Data section:
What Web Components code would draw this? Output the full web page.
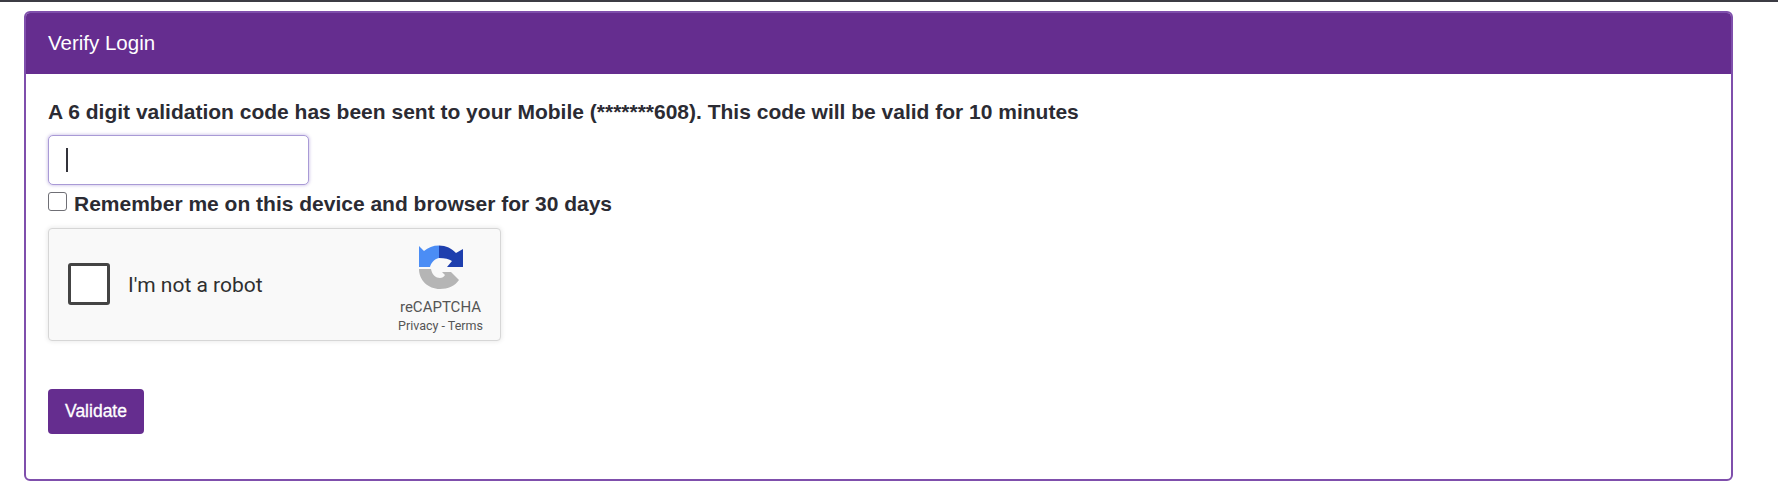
<!DOCTYPE html>
<html>
<head>
<meta charset="utf-8">
<title>Verify Login</title>
<style>
	html, body { margin: 0; background: #fff; }
	body { font-family: "Liberation Sans", Arial, sans-serif; color: #212529; }
</style>
</head>
<body>
<verify-page>
	<verify-card heading="Verify Login">
		<p-label>A 6 digit validation code has been sent to your Mobile (*******608). This code will be valid for 10 minutes</p-label>
		<code-input></code-input>
		<remember-check>Remember me on this device and browser for 30 days</remember-check>
		<fake-recaptcha></fake-recaptcha>
		<purple-button>Validate</purple-button>
	</verify-card>
</verify-page>

<script>
customElements.define('verify-page', class extends HTMLElement
{
	connectedCallback()
	{
		const shadow = this.attachShadow({ mode: 'open' });
		shadow.innerHTML = `
			<style>
				:host { display: block; height: 496px; box-sizing: border-box; border-top: 2px solid #3c3c44; padding: 9px 45px 0 24px; }
			</style>
			<slot></slot>
		`;
	}
});

customElements.define('verify-card', class extends HTMLElement
{
	connectedCallback()
	{
		const shadow = this.attachShadow({ mode: 'open' });
		shadow.innerHTML = `
			<style>
				:host { display: block; height: 470px; box-sizing: border-box; border: 2px solid #7f4fac; border-radius: 6px; overflow: hidden; }
				.head { height: 63px; box-sizing: border-box; margin: -2px -2px 0; background: #652d8f; color: #fff; font-size: 20.5px; padding: 0 24px; display: flex; align-items: center; }
				.body { padding: 26px 22px 0; display: flex; flex-direction: column; align-items: flex-start; }
			</style>
			<div class="head">${this.getAttribute('heading')}</div>
			<div class="body"><slot></slot></div>
		`;
	}
});

customElements.define('p-label', class extends HTMLElement
{
	connectedCallback()
	{
		const shadow = this.attachShadow({ mode: 'open' });
		shadow.innerHTML = `
			<style>
				:host { display: block; font-size: 21px; font-weight: 700; line-height: 24px; color: #2b2b33; margin-bottom: 11px; }
			</style>
			<slot></slot>
		`;
	}
});

customElements.define('code-input', class extends HTMLElement
{
	connectedCallback()
	{
		const shadow = this.attachShadow({ mode: 'open' });
		shadow.innerHTML = `
			<style>
				:host { display: block; width: 261px; height: 50px; box-sizing: border-box; border: 1.5px solid #a99ad6; border-radius: 5px; background: #fff; box-shadow: 0 0 3px 1px rgba(120, 90, 190, .28); padding: 12px 0 0 17px; margin-bottom: 7px; }
				.caret { width: 1.5px; height: 24px; background: #33333a; }
			</style>
			<div class="caret"></div>
		`;
	}
});

customElements.define('remember-check', class extends HTMLElement
{
	connectedCallback()
	{
		const shadow = this.attachShadow({ mode: 'open' });
		shadow.innerHTML = `
			<style>
				:host { display: flex; align-items: center; gap: 7px; font-size: 21px; font-weight: 700; line-height: 24px; color: #2b2b33; margin-bottom: 12px; }
				.box { width: 19px; height: 19px; margin-top: -6px; box-sizing: border-box; border: 1.5px solid #6f6f75; border-radius: 3px; background: #fff; }
			</style>
			<div class="box"></div>
			<span><slot></slot></span>
		`;
	}
});

customElements.define('fake-recaptcha', class extends HTMLElement
{
	connectedCallback()
	{
		const shadow = this.attachShadow({ mode: 'open' });
		shadow.innerHTML = `
			<style>
				:host { display: flex; align-items: center; width: 453px; height: 113px; box-sizing: border-box; background: #f9f9f9; border: 1.5px solid #d6d6d6; border-radius: 4px; box-shadow: 0 0 4px 1px rgba(0, 0, 0, .08); padding-left: 19px; margin-bottom: 48px; font-family: Roboto, "Liberation Sans", sans-serif; color: #2f2f2f; }
				.box { width: 42px; height: 42px; margin-top: -2px; box-sizing: border-box; border: 3px solid #444; border-radius: 3px; background: #fff; margin-right: 18px; }
				.label { font-size: 21px; flex: 1; }
				.brand { width: 119px; padding-top: 3px; display: flex; flex-direction: column; align-items: center; color: #555; }
				svg { width: 64px; height: 60px; display: block; }
				.name { font-size: 15px; line-height: 20px; }
				.links { font-size: 12.5px; line-height: 18px; }
			</style>
			<div class="box"></div>
			<div class="label">I'm not a robot</div>
			<div class="brand">
				<svg viewBox="0 0 64 60">
					<path fill="#1e3fae" d="M30 8.5C37 8.5 43 11.5 47 16L54 12V30H38L43 24C40 22 36 21 30 21Z"/>
					<path fill="#4b8df5" d="M30 8.5C24 8.5 19 10.5 15 14L10 9V30H21C22 26 25 22 30 21Z"/>
					<path fill="#b5b5b5" d="M10 32H22C23 38 27 41 31 41C33 41 35 40 36 38L33 35H42L50 43C46 49 39 52 31 52C19 52 10 43 10 32Z"/>
				</svg>
				<div class="name">reCAPTCHA</div>
				<div class="links">Privacy - Terms</div>
			</div>
		`;
	}
});

customElements.define('purple-button', class extends HTMLElement
{
	connectedCallback()
	{
		const shadow = this.attachShadow({ mode: 'open' });
		shadow.innerHTML = `
			<style>
				:host { display: flex; align-items: center; justify-content: center; width: 96px; height: 45px; background: #652d8f; border-radius: 4px; color: #fff; font-size: 17.5px; -webkit-text-stroke: .3px #fff; }
			</style>
			<slot></slot>
		`;
	}
});
</script>
</body>
</html>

Written instruction:
Copy all the data exactly as written, but skip any picture.

Worked answer:
What Web Components code would draw this? Output the full web page.
<!DOCTYPE html>
<html>
<head>
<meta charset="utf-8">
<title>Verify Login</title>
<style>
	html, body { margin: 0; background: #fff; }
	body { font-family: "Liberation Sans", Arial, sans-serif; color: #212529; }
</style>
</head>
<body>
<verify-page>
	<verify-card heading="Verify Login">
		<p-label>A 6 digit validation code has been sent to your Mobile (*******608). This code will be valid for 10 minutes</p-label>
		<code-input></code-input>
		<remember-check>Remember me on this device and browser for 30 days</remember-check>
		<fake-recaptcha></fake-recaptcha>
		<purple-button>Validate</purple-button>
	</verify-card>
</verify-page>

<script>
customElements.define('verify-page', class extends HTMLElement
{
	connectedCallback()
	{
		const shadow = this.attachShadow({ mode: 'open' });
		shadow.innerHTML = `
			<style>
				:host { display: block; height: 496px; box-sizing: border-box; border-top: 2px solid #3c3c44; padding: 9px 45px 0 24px; }
			</style>
			<slot></slot>
		`;
	}
});

customElements.define('verify-card', class extends HTMLElement
{
	connectedCallback()
	{
		const shadow = this.attachShadow({ mode: 'open' });
		shadow.innerHTML = `
			<style>
				:host { display: block; height: 470px; box-sizing: border-box; border: 2px solid #7f4fac; border-radius: 6px; overflow: hidden; }
				.head { height: 63px; box-sizing: border-box; margin: -2px -2px 0; background: #652d8f; color: #fff; font-size: 20.5px; padding: 0 24px; display: flex; align-items: center; }
				.body { padding: 26px 22px 0; display: flex; flex-direction: column; align-items: flex-start; }
			</style>
			<div class="head">${this.getAttribute('heading')}</div>
			<div class="body"><slot></slot></div>
		`;
	}
});

customElements.define('p-label', class extends HTMLElement
{
	connectedCallback()
	{
		const shadow = this.attachShadow({ mode: 'open' });
		shadow.innerHTML = `
			<style>
				:host { display: block; font-size: 21px; font-weight: 700; line-height: 24px; color: #2b2b33; margin-bottom: 11px; }
			</style>
			<slot></slot>
		`;
	}
});

customElements.define('code-input', class extends HTMLElement
{
	connectedCallback()
	{
		const shadow = this.attachShadow({ mode: 'open' });
		shadow.innerHTML = `
			<style>
				:host { display: block; width: 261px; height: 50px; box-sizing: border-box; border: 1.5px solid #a99ad6; border-radius: 5px; background: #fff; box-shadow: 0 0 3px 1px rgba(120, 90, 190, .28); padding: 12px 0 0 17px; margin-bottom: 7px; }
				.caret { width: 1.5px; height: 24px; background: #33333a; }
			</style>
			<div class="caret"></div>
		`;
	}
});

customElements.define('remember-check', class extends HTMLElement
{
	connectedCallback()
	{
		const shadow = this.attachShadow({ mode: 'open' });
		shadow.innerHTML = `
			<style>
				:host { display: flex; align-items: center; gap: 7px; font-size: 21px; font-weight: 700; line-height: 24px; color: #2b2b33; margin-bottom: 12px; }
				.box { width: 19px; height: 19px; margin-top: -6px; box-sizing: border-box; border: 1.5px solid #6f6f75; border-radius: 3px; background: #fff; }
			</style>
			<div class="box"></div>
			<span><slot></slot></span>
		`;
	}
});

customElements.define('fake-recaptcha', class extends HTMLElement
{
	connectedCallback()
	{
		const shadow = this.attachShadow({ mode: 'open' });
		shadow.innerHTML = `
			<style>
				:host { display: flex; align-items: center; width: 453px; height: 113px; box-sizing: border-box; background: #f9f9f9; border: 1.5px solid #d6d6d6; border-radius: 4px; box-shadow: 0 0 4px 1px rgba(0, 0, 0, .08); padding-left: 19px; margin-bottom: 48px; font-family: Roboto, "Liberation Sans", sans-serif; color: #2f2f2f; }
				.box { width: 42px; height: 42px; margin-top: -2px; box-sizing: border-box; border: 3px solid #444; border-radius: 3px; background: #fff; margin-right: 18px; }
				.label { font-size: 21px; flex: 1; }
				.brand { width: 119px; padding-top: 3px; display: flex; flex-direction: column; align-items: center; color: #555; }
				svg { width: 64px; height: 60px; display: block; }
				.name { font-size: 15px; line-height: 20px; }
				.links { font-size: 12.5px; line-height: 18px; }
			</style>
			<div class="box"></div>
			<div class="label">I'm not a robot</div>
			<div class="brand">
				<svg viewBox="0 0 64 60">
					<path fill="#1e3fae" d="M30 8.5C37 8.5 43 11.5 47 16L54 12V30H38L43 24C40 22 36 21 30 21Z"/>
					<path fill="#4b8df5" d="M30 8.5C24 8.5 19 10.5 15 14L10 9V30H21C22 26 25 22 30 21Z"/>
					<path fill="#b5b5b5" d="M10 32H22C23 38 27 41 31 41C33 41 35 40 36 38L33 35H42L50 43C46 49 39 52 31 52C19 52 10 43 10 32Z"/>
				</svg>
				<div class="name">reCAPTCHA</div>
				<div class="links">Privacy - Terms</div>
			</div>
		`;
	}
});

customElements.define('purple-button', class extends HTMLElement
{
	connectedCallback()
	{
		const shadow = this.attachShadow({ mode: 'open' });
		shadow.innerHTML = `
			<style>
				:host { display: flex; align-items: center; justify-content: center; width: 96px; height: 45px; background: #652d8f; border-radius: 4px; color: #fff; font-size: 17.5px; -webkit-text-stroke: .3px #fff; }
			</style>
			<slot></slot>
		`;
	}
});
</script>
</body>
</html>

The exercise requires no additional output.